In the dark bathroom suddenly made light, I contemplated my fate and, having no human nearby to provide status updates to, I started a conversation with God. Call it what you will, be it prayer, delusional ranting, bargain-making with fate. I talked to God, because that’s what I do. I see God as my Heavenly Father, a loving, merciful relative who exists outside the whole of time and space, so that He can help us along our way towards getting into the family business, working on the immortality and eternal life of humanity. He is involved in every life, as existing outside of time meaning there is no shortage of the stuff for handling any and all requests that come His way.
Granted, I started this conversation fully aware that other people were supplicating Him at the same time. Some begging for relief in much worse circumstances, some asking for evil things they would never be granted, some prattling on about minutiae, and still others pleading in prayer not for themselves, but for loved ones. But since there is no limit on the time God has, each one of His beloved children are heard and answered.
Those answers are often minor, granular adjustments that either take the edge off of something harsh or that help us endure what is about to get much worse. I’ve been through much worse in my life. This most recent prayer was decidedly a small ask, relative to the proper ordeals that I’ve agonizingly had to face. But I’ve faced them and gained experience, wisdom, and a greater desire to be compassionate from them. God knew they were for my good, that they were formative experiences that gave me valuable puzzle pieces to assemble in my lifetime to create a more complete picture of my existence.
My body is in pretty good shape on its own and I knew it could do much to heal itself. So what do I need divine intervention for in this case? Maybe God didn’t do anything tonight to keep my body in a comforting stasis. But maybe something else was done in my past that made getting though this night cleanly and quietly a possibility.
Mind, now, I was ready for bad times. I had made my peace with the fact that being sick can be most unpleasant, but that it’s also a conversation with my body about my own choices and the choices of others intertwined with mine. I was ready to be thankful for the running water to wash with, the clean clothes to change into, and the help from my wife in cleaning up the aftermath. Being sick helps me to see the web of support around me and I am compelled to be thankful for the people who answered my prayers sometimes years before I ask a question that their response is part of.

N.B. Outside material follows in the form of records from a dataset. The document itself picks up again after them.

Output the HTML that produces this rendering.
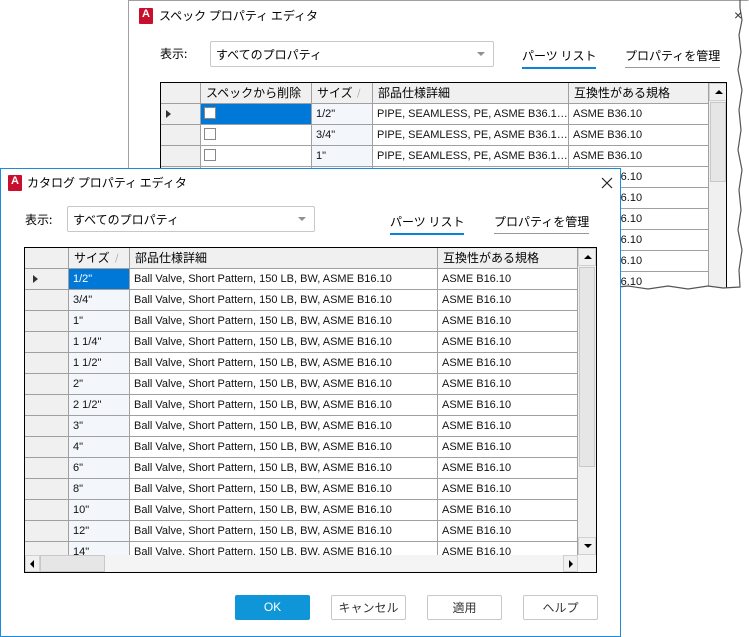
<!DOCTYPE html>
<html><head><meta charset="utf-8">
<style>
*{margin:0;padding:0;box-sizing:border-box}
body{width:749px;height:637px;background:#fff;position:relative;overflow:hidden;font-family:"Liberation Sans","Noto Sans CJK JP",sans-serif;font-size:12px;color:#000}
.abs{position:absolute}
.t{position:absolute;white-space:nowrap;line-height:14px}
.jp{font-family:"Noto Sans CJK JP",sans-serif}
.cell{position:absolute;height:21px;border-right:1px solid #a0a0a0;border-bottom:1px solid #a0a0a0;white-space:nowrap;overflow:hidden;text-overflow:ellipsis;line-height:20px;padding-left:4px;font-size:11px;color:#111}
.hd{position:absolute;height:21px;background:#f0f0f0;border-right:1px solid #a0a0a0;border-bottom:1px solid #a0a0a0;white-space:nowrap;line-height:20px;padding-left:5px;font-size:12px;font-family:"Noto Sans CJK JP",sans-serif}
.rh{position:absolute;height:21px;background:#f0f0f0;border-right:1px solid #a0a0a0;border-bottom:1px solid #a0a0a0}
.icon{position:absolute;width:14px;height:16px;background:#c8102e;border-radius:1px}
.icon b{position:absolute;left:3px;top:0;color:#fff;font-size:11px;font-weight:bold;font-family:"Liberation Sans",sans-serif}
.combo{position:absolute;border:1px solid #c8c8c8;background:#fff;border-radius:2px}
.combo span{position:absolute;left:5px;top:4px;font-size:12px}
.combo i{position:absolute;right:8px;top:10px;width:0;height:0;border-left:4px solid transparent;border-right:4px solid transparent;border-top:4px solid #909090}
.lnk{position:absolute;font-size:12px;padding-bottom:3px}
.btn{position:absolute;width:75px;height:25px;border:1px solid #c8c8c8;background:#fff;text-align:center;line-height:23px;font-size:12px;border-radius:2px;color:#333}
.sb{position:absolute;background:#f0f0f0}
.arr{position:absolute;background:#f0f0f0;border:1px solid #d0d0d0}
.tri-u{position:absolute;left:5px;top:6px;border-left:4px solid transparent;border-right:4px solid transparent;border-bottom:4px solid #000}
.tri-d{position:absolute;left:5px;top:6px;border-left:4px solid transparent;border-right:4px solid transparent;border-top:4px solid #000}
.chk{position:absolute;width:12px;height:12px;border:1px solid #888;background:#fff}
</style></head><body>

<div class="abs" style="left:128px;top:0;width:621px;height:292px;clip-path:polygon(0 0,100% 0,612px 8px,614px 20px,611px 35px,613px 52px,610px 70px,614px 90px,611px 110px,613px 130px,610px 150px,614px 170px,611px 190px,613px 210px,610px 230px,614px 250px,611px 270px,612px 287px,595px 288px,580px 286px,560px 289px,540px 286px,520px 289px,500px 286px,480px 288px,460px 286px,440px 289px,420px 286px,400px 289px,380px 286px,360px 289px,340px 286px,320px 289px,300px 287px,0 287px);background:#fff;border-left:1px solid #a0a0a0;border-top:1px solid #a0a0a0">
  <div class="icon" style="left:10px;top:7px"><b>A</b></div>
  <div class="t jp" style="left:30px;top:8px;font-size:12px">スペック プロパティ エディタ</div>
  <div class="t jp" style="left:31px;top:46px">表示:</div>
  <div class="combo" style="left:81px;top:40px;width:284px;height:26px"><span class="jp">すべてのプロパティ</span><i></i></div>
  <div class="lnk jp" style="left:393px;top:46px;border-bottom:2px solid #0a84d8">パーツ リスト</div>
  <div class="lnk jp" style="left:496px;top:46px;border-bottom:1px solid #999">プロパティを管理</div>
  <div class="abs" style="left:31px;top:81px;width:567px;height:220px;border:1px solid #000;background:#fff;overflow:hidden">
    <div class="rh" style="left:0;top:0;width:40px"></div>
    <div class="hd" style="left:40px;top:0;width:111px">スペックから削除</div>
    <div class="hd" style="left:151px;top:0;width:61px">サイズ<span style="position:absolute;left:45px;color:#999;font-size:9px">/</span></div>
    <div class="hd" style="left:212px;top:0;width:196px">部品仕様詳細</div>
    <div class="hd" style="left:408px;top:0;width:140px">互換性がある規格</div>
    <div id="backrows"></div>
    <div class="sb" style="left:548px;top:0;width:18px;height:220px"></div>
    <div class="arr" style="left:548px;top:0;width:18px;height:18px"><div class="tri-u"></div></div>
    <div class="abs" style="left:549px;top:19px;width:16px;height:80px;background:#e6e6e6;border:1px solid #c8c8c8"></div>
  </div>
</div>
<svg class="abs" style="left:128px;top:0" width="621" height="292"><polyline fill="none" stroke="#555" stroke-width="1.2" points="612,0 612,8 614,20 611,35 613,52 610,70 614,90 611,110 613,130 610,150 614,170 611,190 613,210 610,230 614,250 611,270 612,287 595,288 580,286 560,289 540,286 520,289 500,286 480,288 460,286 440,289 420,286 400,289 380,286 360,289 340,286 320,289 300,287"/><text x="606" y="20" font-size="14" fill="#333" font-family="Liberation Sans">×</text></svg>

<div class="abs" style="left:0;top:168px;width:621px;height:469px;background:#fff;border:1px solid #1a8ce0">
  <div class="icon" style="left:7px;top:6px"><b>A</b></div>
  <div class="t jp" style="left:26px;top:7px;font-size:12px">カタログ プロパティ エディタ</div>
  <svg class="abs" style="left:600px;top:8px" width="12" height="12"><path d="M1 1L11 11M11 1L1 11" stroke="#222" stroke-width="1.2"/></svg>
  <div class="t jp" style="left:24px;top:44px">表示:</div>
  <div class="combo" style="left:66px;top:37px;width:248px;height:26px"><span class="jp">すべてのプロパティ</span><i></i></div>
  <div class="lnk jp" style="left:389px;top:44px;border-bottom:2px solid #0a84d8">パーツ リスト</div>
  <div class="lnk jp" style="left:493px;top:44px;border-bottom:1px solid #999">プロパティを管理</div>
  <div class="abs" style="left:23px;top:78px;width:573px;height:326px;border:1px solid #000;background:#fff;overflow:hidden">
    <div class="rh" style="left:0;top:0;width:44px"></div>
    <div class="hd" style="left:44px;top:0;width:61px">サイズ<span style="position:absolute;left:46px;color:#999;font-size:9px">/</span></div>
    <div class="hd" style="left:105px;top:0;width:308px">部品仕様詳細</div>
    <div class="hd" style="left:413px;top:0;width:140px">互換性がある規格</div>
    <div id="frontrows"></div>
    <div class="sb" style="left:553px;top:0;width:18px;height:307px"></div>
    <div class="arr" style="left:553px;top:0;width:18px;height:18px"><div class="tri-u"></div></div>
    <div class="abs" style="left:554px;top:19px;width:16px;height:200px;background:#e6e6e6;border:1px solid #c8c8c8"></div>
    <div class="arr" style="left:553px;top:289px;width:18px;height:18px"><div class="tri-d"></div></div>
    <div class="sb" style="left:0;top:307px;width:571px;height:17px;background:#f4f4f4"></div>
    <div class="arr" style="left:0;top:307px;width:15px;height:17px"><div style="position:absolute;left:4px;top:4px;border-top:4px solid transparent;border-bottom:4px solid transparent;border-right:4px solid #000"></div></div>
    <div class="abs" style="left:15px;top:307px;width:65px;height:17px;background:#e6e6e6;border:1px solid #c8c8c8"></div>
    <div class="arr" style="left:538px;top:307px;width:15px;height:17px"><div style="position:absolute;left:5px;top:4px;border-top:4px solid transparent;border-bottom:4px solid transparent;border-left:4px solid #000"></div></div>
  </div>
  <div class="btn" style="left:234px;top:426px;background:#0f96d8;border-color:#0f96d8;color:#fff">OK</div>
  <div class="btn jp" style="left:330px;top:426px">キャンセル</div>
  <div class="btn jp" style="left:426px;top:426px">適用</div>
  <div class="btn jp" style="left:522px;top:426px">ヘルプ</div>
</div>

<script>
(function(){
var b='',i;
var bs=['1/2"','3/4"','1"','','','','','','',''];
for(i=0;i<10;i++){var y=21+i*21;
b+='<div class="rh" style="left:0;top:'+y+'px;width:40px">'+(i==0?'<div style="position:absolute;left:5px;top:6px;border-top:4px solid transparent;border-bottom:4px solid transparent;border-left:5px solid #333"></div>':'')+'</div>';
b+='<div class="cell" style="left:40px;top:'+y+'px;width:111px;'+(i==0?'background:#0078d7':'')+'">'+(i<3?'<div class="chk" style="left:3px;top:3px"></div>':'')+'</div>';
b+='<div class="cell" style="left:151px;top:'+y+'px;width:61px;background:#f3f6fb">'+bs[i]+'</div>';
b+='<div class="cell" style="left:212px;top:'+y+'px;width:196px">'+(i<3?'PIPE, SEAMLESS, PE, ASME B36.10, ASME':'')+'</div>';
b+='<div class="cell" style="left:408px;top:'+y+'px;width:140px">ASME B36.10</div>';}
document.getElementById('backrows').innerHTML=b;
var f='',s=['1/2"','3/4"','1"','1 1/4"','1 1/2"','2"','2 1/2"','3"','4"','6"','8"','10"','12"','14"'];
for(i=0;i<14;i++){var y=21+i*21;
f+='<div class="rh" style="left:0;top:'+y+'px;width:44px">'+(i==0?'<div style="position:absolute;left:8px;top:6px;border-top:4px solid transparent;border-bottom:4px solid transparent;border-left:5px solid #333"></div>':'')+'</div>';
f+='<div class="cell" style="left:44px;top:'+y+'px;width:61px;'+(i==0?'background:#0078d7;color:#fff':'background:#f3f6fb')+'">'+s[i]+'</div>';
f+='<div class="cell" style="left:105px;top:'+y+'px;width:308px">Ball Valve, Short Pattern, 150 LB, BW, ASME B16.10</div>';
f+='<div class="cell" style="left:413px;top:'+y+'px;width:140px">ASME B16.10</div>';}
document.getElementById('frontrows').innerHTML=f;
})();
</script>
</body></html>
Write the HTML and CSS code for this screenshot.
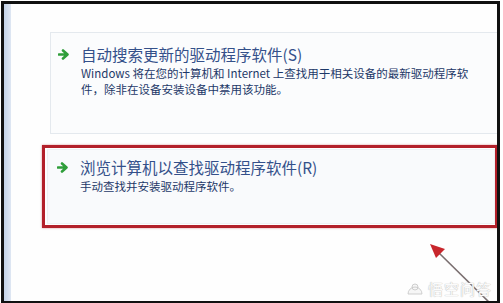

As I prayed, I felt the wave of nausea, the “This is it!” moment we all wish didn’t have to happen… and then, it didn’t happen. Something about the experience was in knowing that it was most certainly about to be rough and messy and then knowing that, no, that mess was being canceled by a Heavenly Father who wanted me to learn a different lesson. That moment was not about enduring, but about sacred covenants and greater promises yet to be fulfilled.
My mind has recently been dwelling on the child I lost over 20 years ago, my son Jarom. I believe that all of my family can be resurrected and restored in happiness. These are huge blessings that I am deeply grateful for. Yet, there are times when I miss, I feel loss, and I wonder. This moment in which I asked for a small thing and having that small thing happened reminded me once again that the greater things can happen, and will happen. There is no need to fear. Heavenly Father is with us all, every step of the way, and we are capable of discovering that companionship for ourselves.
I still woke up too early, I still don’t feel up for going to work, and I expect some Powerade in my future. But I still know the blessing that came to me in that stormy moment made quiet, that it was more than a momentary comfort. It was a matter of eternal importance, made manifest by a minor, granular tweak. It was a tender mercy that spoke to me, to give me comfort not only in the moment of need that I knew of, but also comfort in the moments I wasn’t considering my needs.
Even now, those things I mentioned as negatives are things I can find value in. Waking up too early gave me time and presence of mind to write this. I work from home, so I can still get some things done for work and get rest later today. Powerade exists and I can get it and it will help me recover. If someone gets it for me, I will be grateful for that, as well. I write this mostly for myself, but if it should help someone else, then I have spent these early hours of the day doing something that a loving and merciful Heavenly Father knows will answer the prayer of another of His beloved children.